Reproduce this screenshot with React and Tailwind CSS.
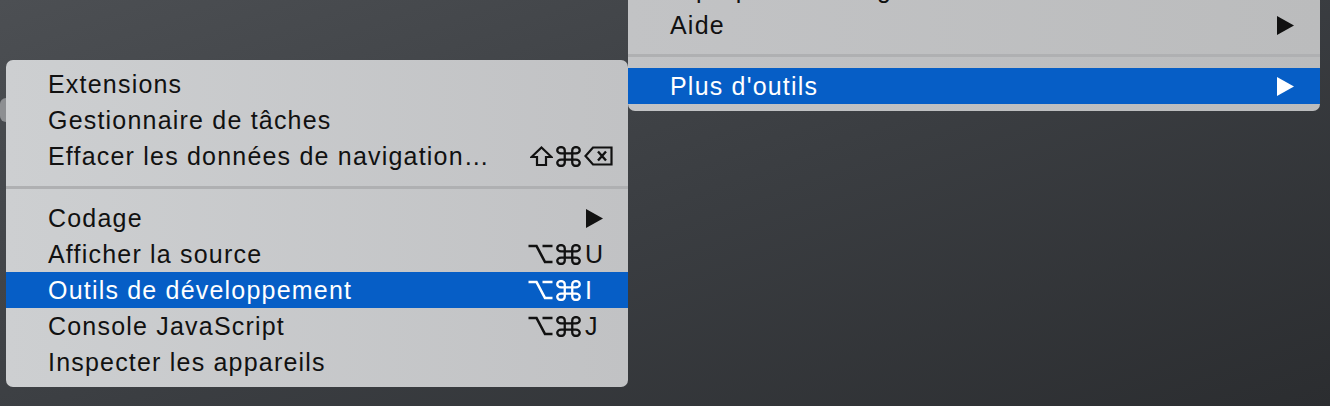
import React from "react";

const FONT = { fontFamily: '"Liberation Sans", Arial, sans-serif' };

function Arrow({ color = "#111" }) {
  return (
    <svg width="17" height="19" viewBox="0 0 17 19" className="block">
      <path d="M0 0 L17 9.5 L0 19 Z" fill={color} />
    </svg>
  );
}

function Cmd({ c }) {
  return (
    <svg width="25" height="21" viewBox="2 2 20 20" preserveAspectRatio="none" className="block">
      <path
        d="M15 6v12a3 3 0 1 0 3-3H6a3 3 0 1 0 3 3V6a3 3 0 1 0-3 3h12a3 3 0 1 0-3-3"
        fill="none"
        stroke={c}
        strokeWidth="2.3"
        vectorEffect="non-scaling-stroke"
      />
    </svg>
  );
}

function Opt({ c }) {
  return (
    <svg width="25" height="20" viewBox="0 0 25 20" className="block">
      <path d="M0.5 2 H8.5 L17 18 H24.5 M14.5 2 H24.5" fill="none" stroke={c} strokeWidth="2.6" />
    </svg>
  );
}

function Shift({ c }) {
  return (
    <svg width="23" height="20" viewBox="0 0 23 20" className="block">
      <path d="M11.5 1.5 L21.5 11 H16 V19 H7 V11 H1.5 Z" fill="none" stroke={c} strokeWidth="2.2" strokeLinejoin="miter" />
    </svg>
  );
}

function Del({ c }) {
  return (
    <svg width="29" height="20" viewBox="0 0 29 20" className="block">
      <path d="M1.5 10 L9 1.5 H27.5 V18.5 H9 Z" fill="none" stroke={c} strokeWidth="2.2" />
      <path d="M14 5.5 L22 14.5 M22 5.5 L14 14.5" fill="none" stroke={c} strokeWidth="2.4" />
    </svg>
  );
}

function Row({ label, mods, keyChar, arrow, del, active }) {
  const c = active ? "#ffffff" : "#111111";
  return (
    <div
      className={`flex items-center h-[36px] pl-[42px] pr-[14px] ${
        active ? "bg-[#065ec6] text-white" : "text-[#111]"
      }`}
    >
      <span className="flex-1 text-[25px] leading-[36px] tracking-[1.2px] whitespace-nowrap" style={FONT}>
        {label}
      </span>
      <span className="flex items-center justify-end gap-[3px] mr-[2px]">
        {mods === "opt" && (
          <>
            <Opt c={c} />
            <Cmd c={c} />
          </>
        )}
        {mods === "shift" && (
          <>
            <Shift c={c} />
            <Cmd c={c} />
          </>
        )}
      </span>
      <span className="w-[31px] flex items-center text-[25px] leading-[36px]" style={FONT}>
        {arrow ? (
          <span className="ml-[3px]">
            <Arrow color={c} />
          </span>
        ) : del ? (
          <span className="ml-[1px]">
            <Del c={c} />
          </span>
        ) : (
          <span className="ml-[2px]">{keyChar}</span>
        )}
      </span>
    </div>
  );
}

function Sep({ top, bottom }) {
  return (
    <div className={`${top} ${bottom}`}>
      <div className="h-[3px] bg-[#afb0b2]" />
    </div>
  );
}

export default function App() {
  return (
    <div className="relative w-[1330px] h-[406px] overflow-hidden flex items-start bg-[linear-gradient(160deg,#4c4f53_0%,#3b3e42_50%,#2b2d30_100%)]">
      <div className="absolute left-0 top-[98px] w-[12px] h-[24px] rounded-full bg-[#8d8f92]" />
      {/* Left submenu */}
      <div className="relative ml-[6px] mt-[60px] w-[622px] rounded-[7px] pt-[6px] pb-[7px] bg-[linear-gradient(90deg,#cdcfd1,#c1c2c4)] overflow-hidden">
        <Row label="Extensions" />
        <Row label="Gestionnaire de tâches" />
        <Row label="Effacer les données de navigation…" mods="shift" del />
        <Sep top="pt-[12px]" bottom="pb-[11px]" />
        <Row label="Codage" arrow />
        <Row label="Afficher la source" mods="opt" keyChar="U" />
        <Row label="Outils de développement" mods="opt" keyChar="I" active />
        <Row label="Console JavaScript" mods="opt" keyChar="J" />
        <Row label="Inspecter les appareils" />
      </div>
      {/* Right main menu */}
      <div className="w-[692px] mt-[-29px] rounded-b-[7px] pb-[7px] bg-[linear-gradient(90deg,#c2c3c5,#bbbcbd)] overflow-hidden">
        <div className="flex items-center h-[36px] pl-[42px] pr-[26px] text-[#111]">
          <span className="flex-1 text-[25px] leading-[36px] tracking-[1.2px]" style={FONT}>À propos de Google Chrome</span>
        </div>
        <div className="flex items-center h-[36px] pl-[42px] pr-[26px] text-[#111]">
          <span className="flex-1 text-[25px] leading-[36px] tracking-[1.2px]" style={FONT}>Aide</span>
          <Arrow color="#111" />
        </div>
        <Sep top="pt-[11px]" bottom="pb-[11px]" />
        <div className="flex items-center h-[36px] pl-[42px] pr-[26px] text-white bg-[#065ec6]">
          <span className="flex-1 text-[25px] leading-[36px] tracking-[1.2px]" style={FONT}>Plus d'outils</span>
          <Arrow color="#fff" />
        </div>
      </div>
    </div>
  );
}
+===+
- [Written instruction]: Set down all the data again exactly as above, pictures excluded.

- [Output for this task]:
Reproduce this screenshot with React and Tailwind CSS.
import React from "react";

const FONT = { fontFamily: '"Liberation Sans", Arial, sans-serif' };

function Arrow({ color = "#111" }) {
  return (
    <svg width="17" height="19" viewBox="0 0 17 19" className="block">
      <path d="M0 0 L17 9.5 L0 19 Z" fill={color} />
    </svg>
  );
}

function Cmd({ c }) {
  return (
    <svg width="25" height="21" viewBox="2 2 20 20" preserveAspectRatio="none" className="block">
      <path
        d="M15 6v12a3 3 0 1 0 3-3H6a3 3 0 1 0 3 3V6a3 3 0 1 0-3 3h12a3 3 0 1 0-3-3"
        fill="none"
        stroke={c}
        strokeWidth="2.3"
        vectorEffect="non-scaling-stroke"
      />
    </svg>
  );
}

function Opt({ c }) {
  return (
    <svg width="25" height="20" viewBox="0 0 25 20" className="block">
      <path d="M0.5 2 H8.5 L17 18 H24.5 M14.5 2 H24.5" fill="none" stroke={c} strokeWidth="2.6" />
    </svg>
  );
}

function Shift({ c }) {
  return (
    <svg width="23" height="20" viewBox="0 0 23 20" className="block">
      <path d="M11.5 1.5 L21.5 11 H16 V19 H7 V11 H1.5 Z" fill="none" stroke={c} strokeWidth="2.2" strokeLinejoin="miter" />
    </svg>
  );
}

function Del({ c }) {
  return (
    <svg width="29" height="20" viewBox="0 0 29 20" className="block">
      <path d="M1.5 10 L9 1.5 H27.5 V18.5 H9 Z" fill="none" stroke={c} strokeWidth="2.2" />
      <path d="M14 5.5 L22 14.5 M22 5.5 L14 14.5" fill="none" stroke={c} strokeWidth="2.4" />
    </svg>
  );
}

function Row({ label, mods, keyChar, arrow, del, active }) {
  const c = active ? "#ffffff" : "#111111";
  return (
    <div
      className={`flex items-center h-[36px] pl-[42px] pr-[14px] ${
        active ? "bg-[#065ec6] text-white" : "text-[#111]"
      }`}
    >
      <span className="flex-1 text-[25px] leading-[36px] tracking-[1.2px] whitespace-nowrap" style={FONT}>
        {label}
      </span>
      <span className="flex items-center justify-end gap-[3px] mr-[2px]">
        {mods === "opt" && (
          <>
            <Opt c={c} />
            <Cmd c={c} />
          </>
        )}
        {mods === "shift" && (
          <>
            <Shift c={c} />
            <Cmd c={c} />
          </>
        )}
      </span>
      <span className="w-[31px] flex items-center text-[25px] leading-[36px]" style={FONT}>
        {arrow ? (
          <span className="ml-[3px]">
            <Arrow color={c} />
          </span>
        ) : del ? (
          <span className="ml-[1px]">
            <Del c={c} />
          </span>
        ) : (
          <span className="ml-[2px]">{keyChar}</span>
        )}
      </span>
    </div>
  );
}

function Sep({ top, bottom }) {
  return (
    <div className={`${top} ${bottom}`}>
      <div className="h-[3px] bg-[#afb0b2]" />
    </div>
  );
}

export default function App() {
  return (
    <div className="relative w-[1330px] h-[406px] overflow-hidden flex items-start bg-[linear-gradient(160deg,#4c4f53_0%,#3b3e42_50%,#2b2d30_100%)]">
      <div className="absolute left-0 top-[98px] w-[12px] h-[24px] rounded-full bg-[#8d8f92]" />
      {/* Left submenu */}
      <div className="relative ml-[6px] mt-[60px] w-[622px] rounded-[7px] pt-[6px] pb-[7px] bg-[linear-gradient(90deg,#cdcfd1,#c1c2c4)] overflow-hidden">
        <Row label="Extensions" />
        <Row label="Gestionnaire de tâches" />
        <Row label="Effacer les données de navigation…" mods="shift" del />
        <Sep top="pt-[12px]" bottom="pb-[11px]" />
        <Row label="Codage" arrow />
        <Row label="Afficher la source" mods="opt" keyChar="U" />
        <Row label="Outils de développement" mods="opt" keyChar="I" active />
        <Row label="Console JavaScript" mods="opt" keyChar="J" />
        <Row label="Inspecter les appareils" />
      </div>
      {/* Right main menu */}
      <div className="w-[692px] mt-[-29px] rounded-b-[7px] pb-[7px] bg-[linear-gradient(90deg,#c2c3c5,#bbbcbd)] overflow-hidden">
        <div className="flex items-center h-[36px] pl-[42px] pr-[26px] text-[#111]">
          <span className="flex-1 text-[25px] leading-[36px] tracking-[1.2px]" style={FONT}>À propos de Google Chrome</span>
        </div>
        <div className="flex items-center h-[36px] pl-[42px] pr-[26px] text-[#111]">
          <span className="flex-1 text-[25px] leading-[36px] tracking-[1.2px]" style={FONT}>Aide</span>
          <Arrow color="#111" />
        </div>
        <Sep top="pt-[11px]" bottom="pb-[11px]" />
        <div className="flex items-center h-[36px] pl-[42px] pr-[26px] text-white bg-[#065ec6]">
          <span className="flex-1 text-[25px] leading-[36px] tracking-[1.2px]" style={FONT}>Plus d'outils</span>
          <Arrow color="#fff" />
        </div>
      </div>
    </div>
  );
}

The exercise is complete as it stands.